Here’s where we need to take a check of what we believe – like, completely the whole of our faith – what’s it about? Is the Christian faith not the very same faith which says we are ALL made in the image of God? Is it not the faith which says that we have ALL sinned and fallen short of the glory of God? Isn’t our faith the one in which God sacrifices everything for His children, the creatures He has made in His image, who have been cut off from Him because of their sin and who He buys back through the blood of Jesus His Son? Isn’t that what we believe?

The next step in this realisation of faith is that we aren’t just ‘saved’ and that’s it – we carry on as though nothing has happened. That’s not it. The issue is that we have been saved from ‘something’, plucked out of disaster, and placed down in a new world, a new life, a second chance and a different identity. we are not just transformed when we receive Jesus, but transferred from being outside of God’s kingdom to a place firmly and securely inside God’s kingdom.

Look at these words in Galatians 4:4-7 for example:

4 But when the fullness of time had come, God sent forth his Son, born of woman, born gunder the law, 5 to redeem those who were under the law, so that we might receive adoption as sons. 6 And because you are sons, God has sent jthe Spirit of his Son into our hearts, crying, “Abba! Father!” 7 So you are no longer a slave, but a son, and if a son, then kan heir through God.

It is a truth of the gospel that we are inheritors of God’s kingdom. But this isn’t the same as thinking we might get some old antique cast off as a welcome to Heaven sort of present, perhaps like inheriting your grandfathers pocket watch or great-grandmothers old sewing machine which no one else in the family wanted.  Being an heir of God’s kingdom means so much more than that.

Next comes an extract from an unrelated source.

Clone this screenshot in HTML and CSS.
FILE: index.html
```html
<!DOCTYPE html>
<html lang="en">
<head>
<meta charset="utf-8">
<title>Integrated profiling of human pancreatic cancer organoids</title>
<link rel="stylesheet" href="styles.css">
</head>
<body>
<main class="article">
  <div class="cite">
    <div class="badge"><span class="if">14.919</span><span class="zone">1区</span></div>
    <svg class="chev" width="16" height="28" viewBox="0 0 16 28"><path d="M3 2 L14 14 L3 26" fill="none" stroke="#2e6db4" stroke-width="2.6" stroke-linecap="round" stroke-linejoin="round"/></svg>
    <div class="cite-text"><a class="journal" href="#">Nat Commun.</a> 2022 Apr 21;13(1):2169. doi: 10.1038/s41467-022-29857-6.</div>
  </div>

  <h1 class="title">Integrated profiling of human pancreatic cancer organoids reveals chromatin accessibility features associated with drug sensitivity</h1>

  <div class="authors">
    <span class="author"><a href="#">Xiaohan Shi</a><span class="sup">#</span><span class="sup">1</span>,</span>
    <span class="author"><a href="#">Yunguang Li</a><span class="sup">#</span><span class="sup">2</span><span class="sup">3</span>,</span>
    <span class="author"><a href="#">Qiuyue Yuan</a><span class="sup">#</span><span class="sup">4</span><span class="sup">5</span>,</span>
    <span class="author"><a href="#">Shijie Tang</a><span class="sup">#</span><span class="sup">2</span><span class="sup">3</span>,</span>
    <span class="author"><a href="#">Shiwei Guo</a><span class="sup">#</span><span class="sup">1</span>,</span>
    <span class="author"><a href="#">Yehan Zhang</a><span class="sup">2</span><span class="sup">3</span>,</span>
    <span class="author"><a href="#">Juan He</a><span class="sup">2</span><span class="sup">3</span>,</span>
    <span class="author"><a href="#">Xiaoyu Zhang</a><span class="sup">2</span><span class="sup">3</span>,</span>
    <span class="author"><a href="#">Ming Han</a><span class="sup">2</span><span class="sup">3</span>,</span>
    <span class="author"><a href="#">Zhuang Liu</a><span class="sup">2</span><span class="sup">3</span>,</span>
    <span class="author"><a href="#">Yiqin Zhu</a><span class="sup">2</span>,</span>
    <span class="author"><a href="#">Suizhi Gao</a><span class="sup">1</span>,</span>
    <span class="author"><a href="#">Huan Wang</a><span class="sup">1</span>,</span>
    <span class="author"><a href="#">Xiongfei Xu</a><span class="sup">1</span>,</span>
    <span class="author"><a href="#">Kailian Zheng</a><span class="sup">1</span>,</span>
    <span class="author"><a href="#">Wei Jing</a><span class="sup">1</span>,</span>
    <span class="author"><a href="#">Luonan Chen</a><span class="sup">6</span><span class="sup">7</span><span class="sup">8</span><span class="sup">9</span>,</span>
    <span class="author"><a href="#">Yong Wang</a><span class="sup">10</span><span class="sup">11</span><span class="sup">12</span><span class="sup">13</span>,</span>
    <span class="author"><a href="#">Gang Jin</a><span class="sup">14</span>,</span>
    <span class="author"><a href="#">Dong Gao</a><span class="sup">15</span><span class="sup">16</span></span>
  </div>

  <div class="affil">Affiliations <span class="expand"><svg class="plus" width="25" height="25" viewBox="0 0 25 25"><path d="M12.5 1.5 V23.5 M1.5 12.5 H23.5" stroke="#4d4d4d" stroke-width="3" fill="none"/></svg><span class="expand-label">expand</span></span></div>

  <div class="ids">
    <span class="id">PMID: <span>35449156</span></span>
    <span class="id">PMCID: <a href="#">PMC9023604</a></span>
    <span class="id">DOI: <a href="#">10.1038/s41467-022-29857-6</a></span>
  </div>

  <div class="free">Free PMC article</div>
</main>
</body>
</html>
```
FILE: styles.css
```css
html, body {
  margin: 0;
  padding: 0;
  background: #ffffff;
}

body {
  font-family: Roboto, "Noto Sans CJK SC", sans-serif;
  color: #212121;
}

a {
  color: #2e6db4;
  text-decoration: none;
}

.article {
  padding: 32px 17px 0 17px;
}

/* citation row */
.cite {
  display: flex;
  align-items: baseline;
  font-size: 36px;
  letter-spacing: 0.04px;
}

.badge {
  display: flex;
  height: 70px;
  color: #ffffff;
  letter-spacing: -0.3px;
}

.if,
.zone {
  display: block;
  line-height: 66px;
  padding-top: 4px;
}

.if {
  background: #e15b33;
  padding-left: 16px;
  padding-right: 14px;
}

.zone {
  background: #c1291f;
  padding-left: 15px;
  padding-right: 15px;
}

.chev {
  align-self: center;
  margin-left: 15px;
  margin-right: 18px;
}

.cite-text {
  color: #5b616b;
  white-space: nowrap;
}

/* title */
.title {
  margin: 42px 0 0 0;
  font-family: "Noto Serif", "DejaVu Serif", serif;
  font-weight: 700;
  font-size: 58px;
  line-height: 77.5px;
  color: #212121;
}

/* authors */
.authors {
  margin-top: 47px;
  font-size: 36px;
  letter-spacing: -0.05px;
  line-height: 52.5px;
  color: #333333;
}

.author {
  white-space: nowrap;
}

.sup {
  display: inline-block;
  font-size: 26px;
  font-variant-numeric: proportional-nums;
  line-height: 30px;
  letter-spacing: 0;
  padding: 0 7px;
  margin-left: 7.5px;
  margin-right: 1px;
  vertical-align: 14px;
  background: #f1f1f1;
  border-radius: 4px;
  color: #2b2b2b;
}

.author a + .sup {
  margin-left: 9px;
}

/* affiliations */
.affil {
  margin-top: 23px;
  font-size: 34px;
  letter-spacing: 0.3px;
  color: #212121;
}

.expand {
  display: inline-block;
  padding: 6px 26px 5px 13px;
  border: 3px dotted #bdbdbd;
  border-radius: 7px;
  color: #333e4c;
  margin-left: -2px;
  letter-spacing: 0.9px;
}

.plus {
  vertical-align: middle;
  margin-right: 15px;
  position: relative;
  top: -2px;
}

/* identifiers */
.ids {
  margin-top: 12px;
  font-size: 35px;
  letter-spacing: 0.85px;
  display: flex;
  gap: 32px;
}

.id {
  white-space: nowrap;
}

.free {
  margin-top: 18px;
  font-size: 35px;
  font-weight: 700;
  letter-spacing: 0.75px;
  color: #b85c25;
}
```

In Romans 8:16-17 it says:

The Spirit himself bears witness with our spirit that we are children of God, and if children, then heirs – heirs of God and fellow heirs with Christ, provided we suffer with him in order that we may also be glorified with him.

“Fellow heirs WITH Christ!” … that’s slightly more impressive than just getting a “welcome to Heaven” goody bag. If Jesus is the King of Kings, the Son of God, the Prince of Peace, then while we can’t claim to be kings too we are at least princes.

This is the gospel! …and yet we live our lives as though it means nothing! Our values have not caught up with the new reality we have been transferred into through the act of God’s gracious salvation.

So when that annoying person walks in through the door, when that single mum, divorced dad, old moaner, teenage oik, walks past and we’re too busy talking to the people we want to be seen with, the people we think we relate to or aspire to have as our friends … we miss out on being with an heir of God’s kingdom, a fellow heir of Christ – we drag into God’s perfect kingdom the imperfections of this world – it’s like we’re outside in the park, we tread in dog mess, and then come into someone’s plush cream carpeted home and walk the mess in. It’s a disaster! … and yet it is also so often how we behave.

And James doesn’t like it much! He says this differentiation between the rich and well to do, and the poor and more awkward members of the church is a terrible thing: James 2:4

have you not then made distinctions among yourselves and become judges with evil thoughts?

And he points out our folly too, in the next couple of verses he says this: James 2:5-6

Listen, my beloved brothers, has not God chosen those who are poor in the world to be rich faith and heirs of God’s kingdom, which he has promised to those who love him? But you have dishonoured the poor man. Are not the rich the ones who oppress you, and the ones who drag you into court? Are they not the ones who blaspheme the honourable name by which you were called?”

Powerful stuff huh.

He then sticks the boot in even further by reminding us of Jesus calling us to love our neighbours as ourselves and saying that when we choose between the rich and the poor, rather than treating all equally in the light of the reality of the gospel, us ALL being heirs of God’s kingdom, then we become sinners ourselves…and by our own standards who’s going to want to be a friend of us if we’re sinners? James takes our skewed values and makes a mockery of them.  The adulterer we didn’t want to love, the murderer we’ve got no time for, … he likens us to them both in James 2:11.

James probably had few friends, or at least few of the sorts of friends we like to have as friends because he challenged the values of the church in his day. His letter to us now must be just as unsettling and challenging if we are to live up to the high calling of being princes in God’s kingdom … and seeing in our humble brothers and sisters the greatest of their inheritence and their standing before God too.